In the days of old, before snow machines, 4-wheelers, and two-way radios, there were men like Wiley Carroll who took to the Nevada mountains with his horse, dogs, and a warm coat.  I happen to know this because I was there.

Wiley Carroll started out his mountain lion hunting career along the

Deschutes River in Central Oregon.  Wiley caught his first lion with his dogs when he was a teenager.  He spent his early years learning his trade and then he was drafted into the Army.  Wiley spent his military time with the Army's 85th Infantry Regiments 10th Mountain Division.

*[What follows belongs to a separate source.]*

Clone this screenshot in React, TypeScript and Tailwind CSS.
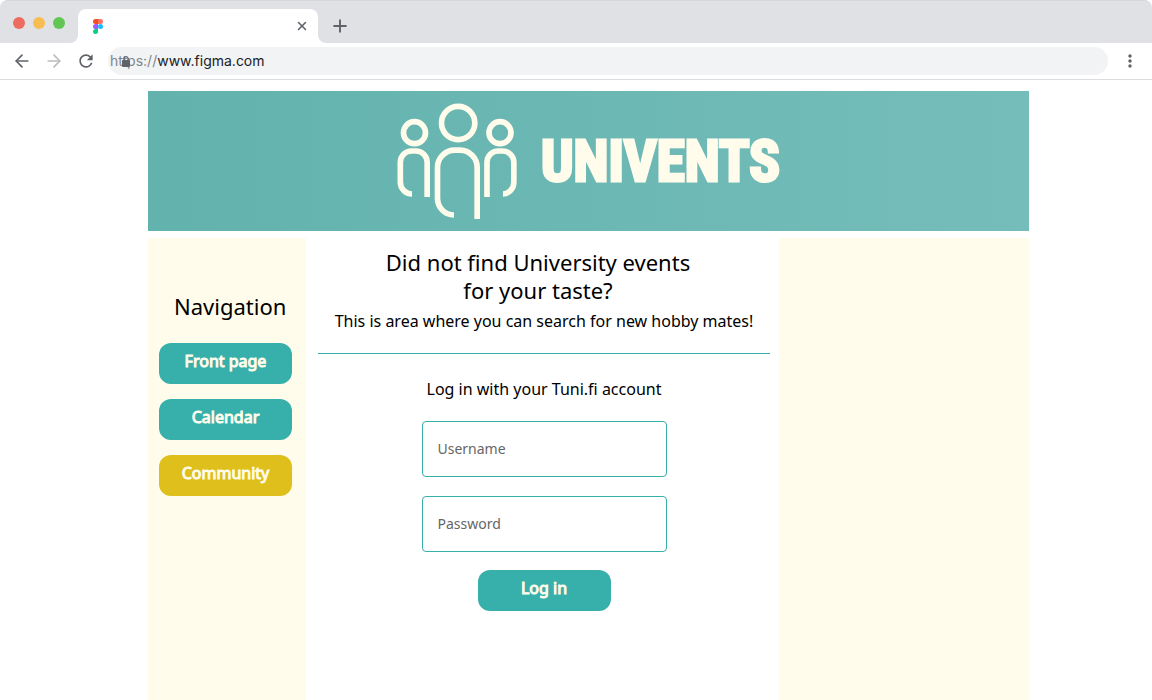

The unit's specialty involved fighting effectively in harsh conditions and they were one of the first U. S. military units to enter Germany in World War II. Wiley was a packer and worked with Army mules. 

 

After his military tour, he went to work for the famous lion hunters of Arizona- the Lee Brothers.  He also hunted jaguar and trapped Mexican wolves in Old Mexico with the Lee Brothers. 

After his tour with the Lees, Wiley set out to establish his own reputation as a lion hunter.  In 1951, the Nevada Fish and Game Department offered Wiley a fulltime job catching lions.  Wiley and his hounds caught lions on dry ground from the southern deserts of Nevada to the high Mountains of Northeastern Nevada.  Terrain or ground conditions made no difference to Wiley and his dogs.  If the lions were there, Wiley could catch them. 

Wiley held his position with Nevada Fish and Game for the next twenty years.  During this time, Wiley ran up a record of lions caught with his dogs that has stood for many years.  Wiley hauled his horse and dogs in a flatbed pickup with horse rack and did all his hunting by horseback or on foot.  He camped out on the sheep and cattle ranges of Nevada with sheepherders and cowboys and laid out many nights under a tree with his dogs for warmth on an old lion track in order to be able to start out early the next day, trailing this cat.  Like the majority of the old-time lion hunters, Wiley stuck on a track like glue until the job was done.  No one I know today lays out on a lion track anymore.  Most of today's hunters give up, go home to their warm beds, and look for another fresh track the following day.  Wiley Carroll was a true Nevada legend.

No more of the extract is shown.